▶ [Goal] Pick out and copy every line below that has the word "React".

— START OF Data provided —

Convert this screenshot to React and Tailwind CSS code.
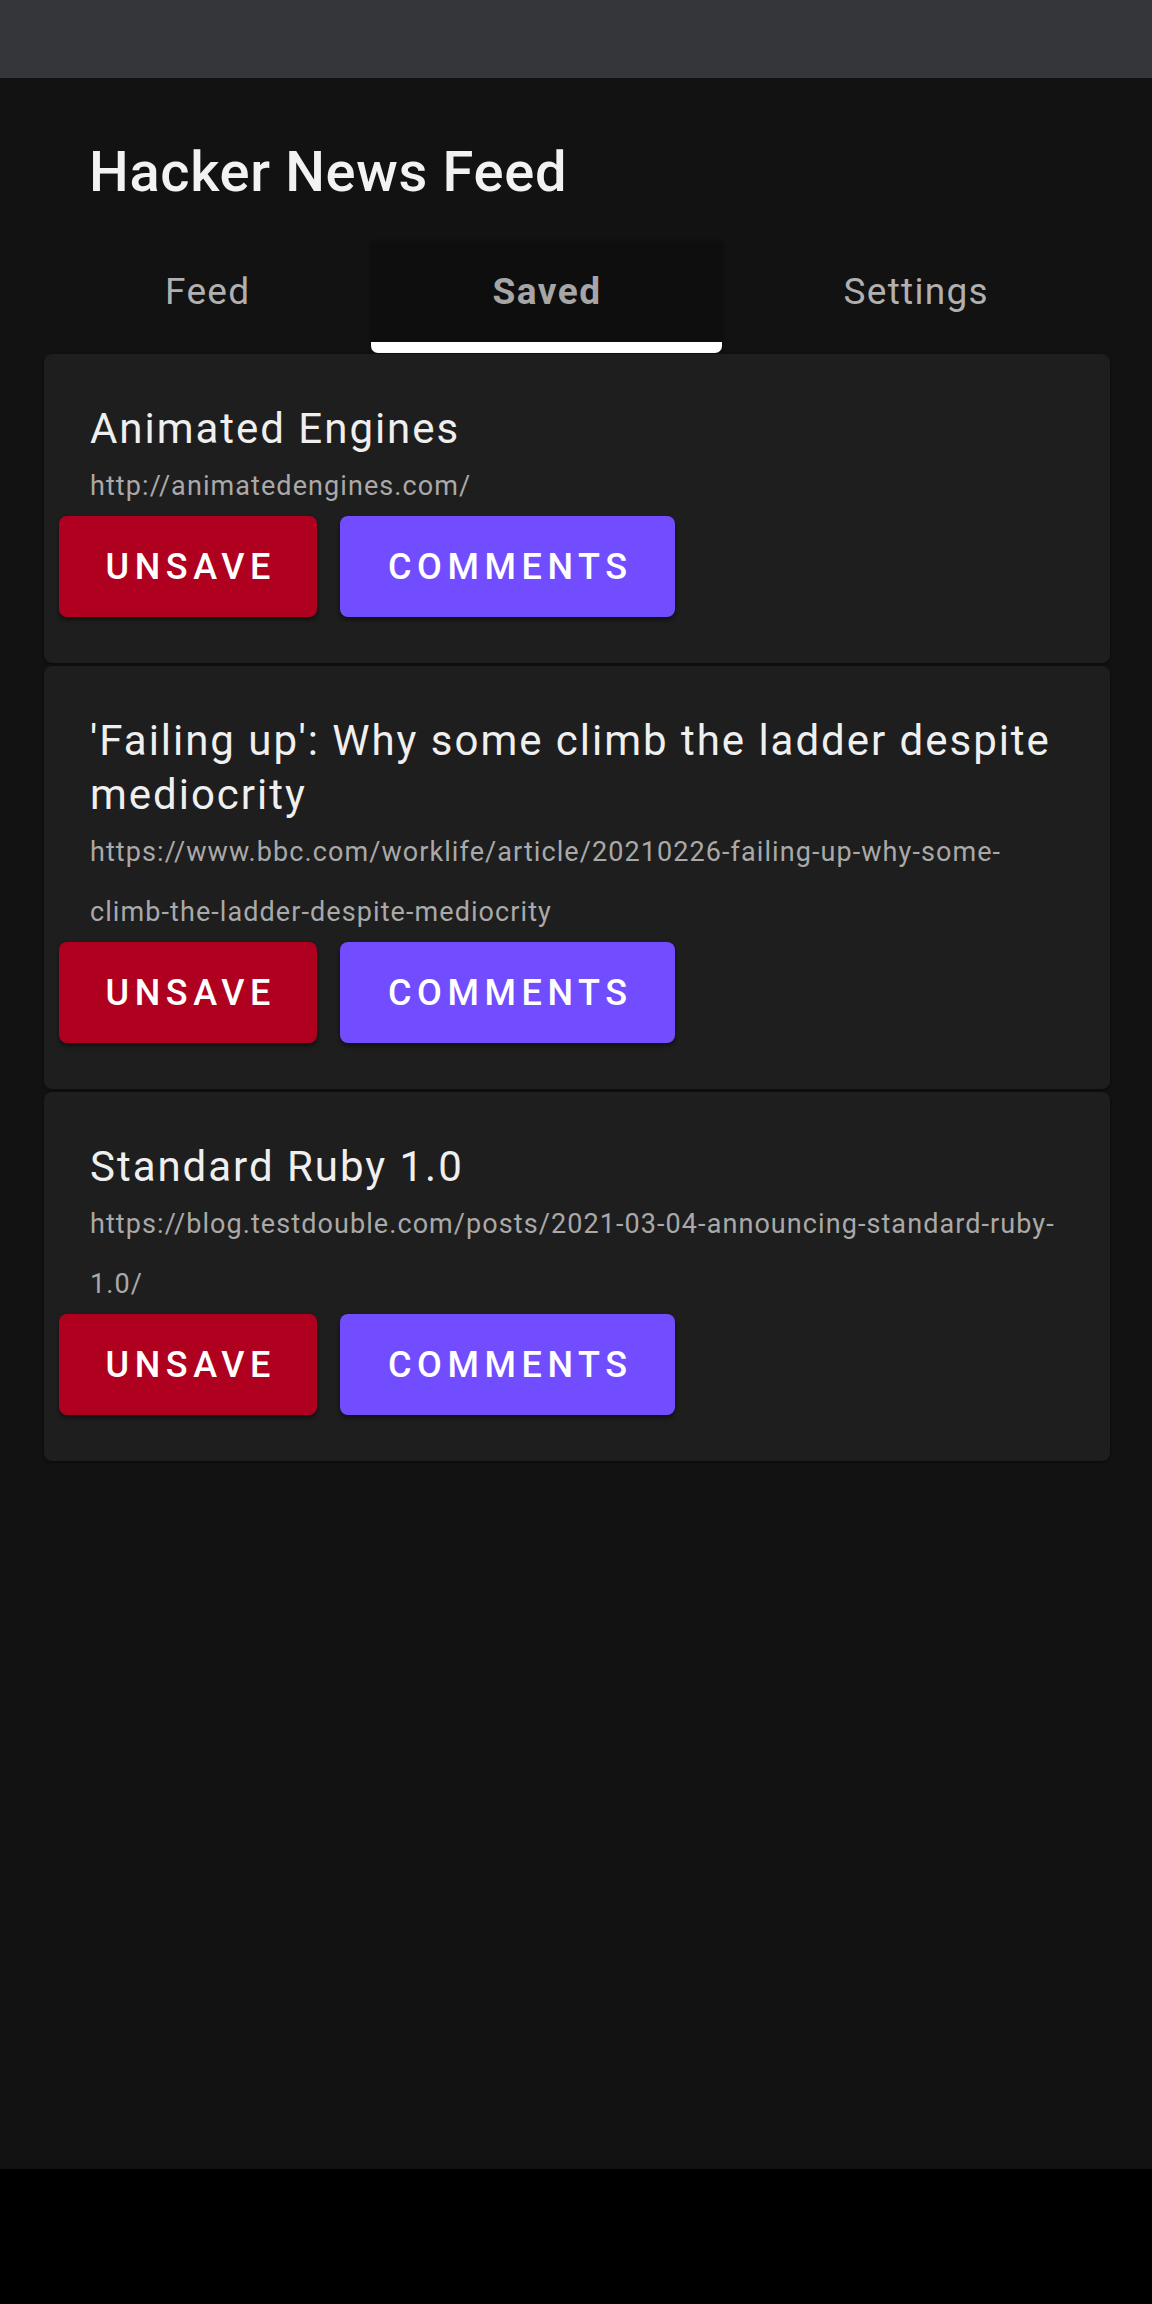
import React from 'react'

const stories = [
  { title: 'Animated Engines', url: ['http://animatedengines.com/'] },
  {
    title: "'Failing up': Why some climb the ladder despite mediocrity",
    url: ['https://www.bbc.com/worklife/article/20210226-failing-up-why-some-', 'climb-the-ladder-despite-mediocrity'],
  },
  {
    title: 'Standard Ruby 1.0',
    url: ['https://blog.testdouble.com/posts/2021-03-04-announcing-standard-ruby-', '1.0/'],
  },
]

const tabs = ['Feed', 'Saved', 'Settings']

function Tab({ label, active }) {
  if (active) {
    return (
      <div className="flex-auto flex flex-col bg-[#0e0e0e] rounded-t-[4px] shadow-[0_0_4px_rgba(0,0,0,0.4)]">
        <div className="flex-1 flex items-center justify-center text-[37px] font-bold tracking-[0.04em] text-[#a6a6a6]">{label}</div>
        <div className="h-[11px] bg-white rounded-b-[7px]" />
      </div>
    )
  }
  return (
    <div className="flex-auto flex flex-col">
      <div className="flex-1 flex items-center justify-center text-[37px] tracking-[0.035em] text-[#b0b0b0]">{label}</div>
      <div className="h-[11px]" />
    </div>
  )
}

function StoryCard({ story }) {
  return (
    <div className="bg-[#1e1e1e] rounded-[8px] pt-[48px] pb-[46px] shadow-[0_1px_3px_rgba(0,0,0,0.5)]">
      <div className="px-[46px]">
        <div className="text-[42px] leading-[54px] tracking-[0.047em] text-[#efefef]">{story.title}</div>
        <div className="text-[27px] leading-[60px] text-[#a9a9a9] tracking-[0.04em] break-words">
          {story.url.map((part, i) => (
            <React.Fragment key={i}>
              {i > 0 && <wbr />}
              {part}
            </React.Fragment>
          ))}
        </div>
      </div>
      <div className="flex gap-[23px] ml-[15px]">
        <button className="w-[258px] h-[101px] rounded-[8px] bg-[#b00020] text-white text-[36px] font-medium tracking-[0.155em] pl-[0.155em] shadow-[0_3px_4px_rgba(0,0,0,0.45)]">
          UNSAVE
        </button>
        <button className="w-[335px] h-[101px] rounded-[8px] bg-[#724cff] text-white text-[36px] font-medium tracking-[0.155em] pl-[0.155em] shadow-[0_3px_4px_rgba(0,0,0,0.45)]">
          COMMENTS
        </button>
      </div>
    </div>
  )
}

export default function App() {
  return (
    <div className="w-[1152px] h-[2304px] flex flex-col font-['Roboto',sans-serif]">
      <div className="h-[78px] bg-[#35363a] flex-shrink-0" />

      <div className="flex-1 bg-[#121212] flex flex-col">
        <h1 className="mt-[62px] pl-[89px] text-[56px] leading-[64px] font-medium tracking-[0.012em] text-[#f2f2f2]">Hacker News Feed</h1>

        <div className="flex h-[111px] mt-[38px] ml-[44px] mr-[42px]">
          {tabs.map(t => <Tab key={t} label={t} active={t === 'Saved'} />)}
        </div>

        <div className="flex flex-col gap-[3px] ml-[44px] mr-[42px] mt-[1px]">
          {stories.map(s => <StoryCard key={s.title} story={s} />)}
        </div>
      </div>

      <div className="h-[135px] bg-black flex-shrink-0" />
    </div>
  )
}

— END OF Data provided —

▶ [Solution to this task]
Convert this screenshot to React and Tailwind CSS code.
import React from 'react'
            <React.Fragment key={i}>
            </React.Fragment>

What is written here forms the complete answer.